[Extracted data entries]
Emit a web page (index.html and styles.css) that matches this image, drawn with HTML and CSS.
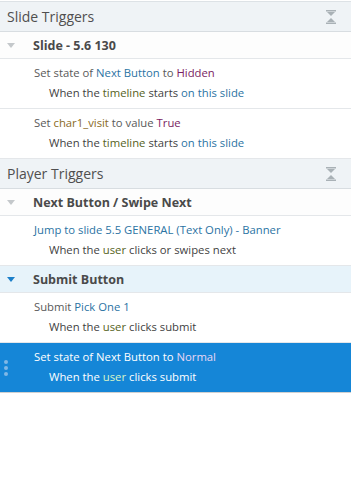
FILE: index.html
```html
<!DOCTYPE html>
<html lang="en">
<head>
  <meta charset="UTF-8">
  <title>Triggers</title>
  <link rel="stylesheet" href="styles.css">
</head>
<body>
  <div class="panel">
    <div class="section-head">
      <span>Slide Triggers</span>
      <svg class="collapse" width="12" height="14" viewBox="0 0 12 14"><path d="M1 0h10v1.5H1zM2 2h8l-4 4zM6 8l4 4H2zM1 12.5h10V14H1z" fill="#a9b1b6"/></svg>
    </div>
    <div class="group">
      <span class="arrow"></span>
      <span class="group-name">Slide - 5.6 130</span>
    </div>
    <div class="item">
      <div class="action">Set state of <span class="obj">Next Button</span> to <span class="val">Hidden</span></div>
      <div class="when">When the <span class="evt">timeline</span> starts <span class="obj">on this slide</span></div>
    </div>
    <div class="item">
      <div class="action">Set <span class="var">char1_visit</span> to value <span class="val">True</span></div>
      <div class="when">When the <span class="evt">timeline</span> starts <span class="obj">on this slide</span></div>
    </div>

    <div class="section-head">
      <span>Player Triggers</span>
      <svg class="collapse" width="12" height="14" viewBox="0 0 12 14"><path d="M1 0h10v1.5H1zM2 2h8l-4 4zM6 8l4 4H2zM1 12.5h10V14H1z" fill="#a9b1b6"/></svg>
    </div>
    <div class="group">
      <span class="arrow"></span>
      <span class="group-name">Next Button / Swipe Next</span>
    </div>
    <div class="item">
      <div class="action"><span class="obj">Jump to slide 5.5 GENERAL (Text Only) - Banner</span></div>
      <div class="when">When the <span class="evt">user</span> clicks or swipes next</div>
    </div>
    <div class="group group-active">
      <span class="arrow"></span>
      <span class="group-name">Submit Button</span>
    </div>
    <div class="item">
      <div class="action">Submit <span class="obj">Pick One 1</span></div>
      <div class="when">When the <span class="evt">user</span> clicks submit</div>
    </div>
    <div class="item selected">
      <span class="grip"><i></i><i></i><i></i></span>
      <div class="action">Set state of <span class="obj">Next Button</span> to <span class="val">Normal</span></div>
      <div class="when">When the <span class="evt">user</span> clicks submit</div>
    </div>
  </div>
</body>
</html>
```

FILE: styles.css
```css
body {
  margin: 0;
  background: #fff;
  font-family: "Open Sans", "Noto Sans", sans-serif;
  font-size: 11.3px;
  color: #555;
}

.panel {
  width: 351px;
  border-top: 1px solid #dde2e6;
  margin-top: 1px;
}

.section-head {
  height: 30px;
  box-sizing: border-box;
  display: flex;
  align-items: center;
  justify-content: space-between;
  padding: 0 14px 0 7px;
  background: #eff3f6;
  border-bottom: 1px solid #d8dde1;
  font-size: 14px;
  color: #4f4f4f;
}

.collapse {
  display: block;
}

.group {
  height: 27px;
  box-sizing: border-box;
  display: flex;
  align-items: center;
  background: #fdfdfd;
  border-bottom: 1px solid #e4e7ea;
}

.arrow {
  width: 0;
  height: 0;
  margin: 0 18px 0 7px;
  border-left: 4px solid transparent;
  border-right: 4px solid transparent;
  border-top: 5px solid #c4c8cb;
}

.group-name {
  font-weight: bold;
  font-size: 12.5px;
  color: #4a4a4a;
}

.group-active {
  background: #e7f3fa;
}

.group-active .arrow {
  border-top-color: #1c7fc9;
}

.item {
  position: relative;
  height: 50px;
  padding: 4px 0 0 34px;
  box-sizing: border-box;
  border-bottom: 1px solid #e4e7ea;
  background: #fff;
}

.action {
  line-height: 20px;
  color: #595959;
}

.when {
  line-height: 20px;
  padding-left: 15px;
  color: #3f3f3f;
}

.obj {
  color: #2b73a3;
}

.val {
  color: #7a1d62;
}

.var {
  color: #8a6a1e;
}

.evt {
  color: #55621c;
}

.selected {
  background: #1586d7;
  border-bottom-color: #d0d0d0;
  color: #fff;
}

.selected .action,
.selected .when,
.selected .obj {
  color: #fff;
}

.selected .val {
  color: #ead7f5;
}

.selected .evt {
  color: #d8f5c8;
}

.grip {
  position: absolute;
  left: 4px;
  top: 17px;
  display: flex;
  flex-direction: column;
  gap: 2px;
}

.grip i {
  width: 4px;
  height: 4px;
  border-radius: 50%;
  background: #7fb8e6;
}
```
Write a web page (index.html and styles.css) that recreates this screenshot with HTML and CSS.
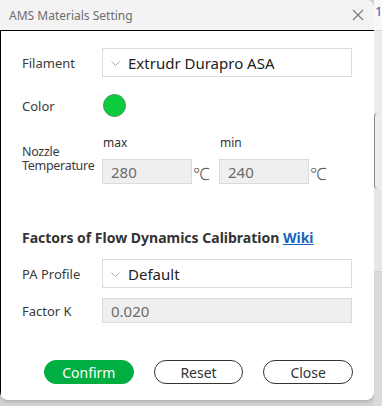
FILE: index.html
```html
<!DOCTYPE html>
<html lang="en">
<head>
    <meta charset="UTF-8">
    <meta name="viewport" content="width=device-width, initial-scale=1.0">
    <title>AMS Materials Setting</title>
    <link rel="stylesheet" href="styles.css">
</head>
<body>
    <div class="screen">
        <div class="dialog">
            <div class="titlebar">
                <span class="title">AMS Materials Setting</span>
                <svg class="close" width="12" height="12" viewBox="0 0 12 12" fill="none" stroke="#777" stroke-width="1.1">
                    <line x1="1" y1="1" x2="11" y2="11"></line>
                    <line x1="11" y1="1" x2="1" y2="11"></line>
                </svg>
            </div>

            <div class="content">
                <div class="row">
                    <label class="label">Filament</label>
                    <div class="combo">
                        <svg class="chevron" width="9" height="5" viewBox="0 0 9 5" fill="none" stroke="#aaa" stroke-width="1">
                            <polyline points="0.5,0.5 4.5,4.5 8.5,0.5"></polyline>
                        </svg>
                        <span>Extrudr Durapro ASA</span>
                    </div>
                </div>

                <div class="row row-color">
                    <label class="label">Color</label>
                    <span class="swatch"></span>
                </div>

                <div class="temp">
                    <label class="label label-two">Nozzle<br>Temperature</label>
                    <div class="temp-field">
                        <span class="caption">max</span>
                        <div class="temp-input">
                            <div class="field">280</div>
                            <span class="unit">&#8451;</span>
                        </div>
                    </div>
                    <div class="temp-field">
                        <span class="caption">min</span>
                        <div class="temp-input">
                            <div class="field">240</div>
                            <span class="unit">&#8451;</span>
                        </div>
                    </div>
                </div>

                <h2 class="section">Factors of Flow Dynamics Calibration <a href="#" class="wiki">Wiki</a></h2>

                <div class="row row-pa">
                    <label class="label">PA Profile</label>
                    <div class="combo">
                        <svg class="chevron" width="9" height="5" viewBox="0 0 9 5" fill="none" stroke="#aaa" stroke-width="1">
                            <polyline points="0.5,0.5 4.5,4.5 8.5,0.5"></polyline>
                        </svg>
                        <span>Default</span>
                    </div>
                </div>

                <div class="row row-k">
                    <label class="label">Factor K</label>
                    <div class="field field-wide">0.020</div>
                </div>

                <div class="buttons">
                    <button class="btn btn-confirm">Confirm</button>
                    <button class="btn">Reset</button>
                    <button class="btn">Close</button>
                </div>
            </div>
        </div>

        <div class="side">
            <div class="side-top">1</div>
            <div class="side-band"></div>
            <div class="side-box"></div>
            <div class="side-mid"></div>
            <div class="side-low"></div>
        </div>
    </div>
</body>
</html>
```

FILE: styles.css
```css
:root {
    --green: #00ae42;
    --text: #333;
    --muted: #6b6b6b;
    --line: #dbdbdb;
    --disabled: #efefef;
}

body {
    margin: 0;
    padding: 0;
    font-family: 'Noto Sans', 'Open Sans', sans-serif;
    background-color: #d2d2d2;
    color: var(--text);
}

.screen {
    display: flex;
    width: 382px;
    height: 406px;
    overflow: hidden;
}

.dialog {
    width: 374px;
    height: 400px;
    background: #fff;
    border-radius: 0 8px 8px 8px;
    display: flex;
    flex-direction: column;
    flex-shrink: 0;
    overflow: hidden;
    box-shadow: 0 2px 3px rgba(0, 0, 0, 0.15);
}

.titlebar {
    height: 30px;
    background: #f3f3f3;
    display: flex;
    align-items: center;
    justify-content: space-between;
    padding: 0 8px 0 9px;
    border-radius: 0 8px 0 0;
}

.title {
    font-size: 12px;
    color: #6e6e6e;
}

.close {
    margin-right: 2px;
}

.content {
    flex: 1;
    border-top: 1px solid #000;
    border-left: 1px solid #000;
    padding: 17px 21px 0 21px;
}

.row {
    display: flex;
    align-items: center;
}

.label {
    width: 80px;
    font-size: 13px;
    color: #3a3a3a;
    flex-shrink: 0;
}

.label-two {
    line-height: 14px;
    padding-top: 11px;
    font-size: 12.5px;
    letter-spacing: -0.3px;
}

.combo {
    width: 250px;
    height: 29px;
    box-sizing: border-box;
    border: 1px solid var(--line);
    display: flex;
    align-items: center;
    gap: 8px;
    padding-left: 8px;
    font-size: 15px;
    color: #222;
}

.chevron {
    margin-top: 1px;
}

.row-color {
    margin-top: 17px;
}

.swatch {
    width: 21px;
    height: 21px;
    border-radius: 50%;
    background: #0ccb3c;
    border: 1px solid #4a9a58;
    margin-left: 1px;
}

.temp {
    display: flex;
    margin-top: 17px;
}

.temp-field {
    display: flex;
    flex-direction: column;
    width: 117px;
}

.caption {
    font-size: 12px;
    color: #333;
    line-height: 18px;
    height: 25px;
    padding-left: 1px;
}

.temp-input {
    display: flex;
    align-items: center;
    height: 25px;
}

.field {
    width: 90px;
    height: 25px;
    box-sizing: border-box;
    background: var(--disabled);
    border: 1px solid var(--line);
    display: flex;
    align-items: center;
    padding-left: 8px;
    font-size: 15px;
    color: var(--muted);
}

.unit {
    font-size: 17px;
    font-weight: 300;
    color: #555;
    padding-left: 1px;
    margin-top: 3px;
}

.section {
    margin: 44px 0 0 0;
    font-size: 14px;
    font-weight: bold;
    color: #333;
    height: 20px;
}

.wiki {
    color: #1565c0;
    text-decoration: underline;
}

.row-pa {
    margin-top: 11px;
}

.row-k {
    margin-top: 10px;
}

.field-wide {
    width: 250px;
}

.buttons {
    display: flex;
    gap: 20px;
    margin-top: 37px;
    padding-left: 22px;
}

.btn {
    width: 90px;
    height: 24px;
    border-radius: 12px;
    border: 1px solid #333;
    background: #fff;
    font-family: inherit;
    font-size: 14px;
    color: #333;
    padding: 0;
    cursor: pointer;
}

.btn-confirm {
    background: var(--green);
    border-color: var(--green);
    color: #fff;
}

.side {
    flex: 1;
    display: flex;
    flex-direction: column;
    background: #e4e4e4;
}

.side-top {
    height: 30px;
    background: #f8f8f8;
    border-bottom: 1px solid #d8d8d8;
    font-size: 13px;
    color: #1565c0;
    padding-left: 1px;
    line-height: 22px;
    overflow: hidden;
}

.side-band {
    height: 82px;
    background: #ececec;
}

.side-box {
    height: 76px;
    border-left: 1px solid #888;
    border-radius: 4px 0 0 4px;
    background: #ececec;
}

.side-mid {
    height: 82px;
    background: #e6e6e6;
    border-bottom: 1px solid #d0d0d0;
}

.side-low {
    flex: 1;
    background: #dadada;
}
```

Written exercise: From the listing above, copy all lines holding the word "styles".

Output for this task:
Emit a web page (index.html and styles.css) that matches this image, drawn with HTML and CSS.
  <link rel="stylesheet" href="styles.css">
FILE: styles.css
Write a web page (index.html and styles.css) that recreates this screenshot with HTML and CSS.
    <link rel="stylesheet" href="styles.css">
FILE: styles.css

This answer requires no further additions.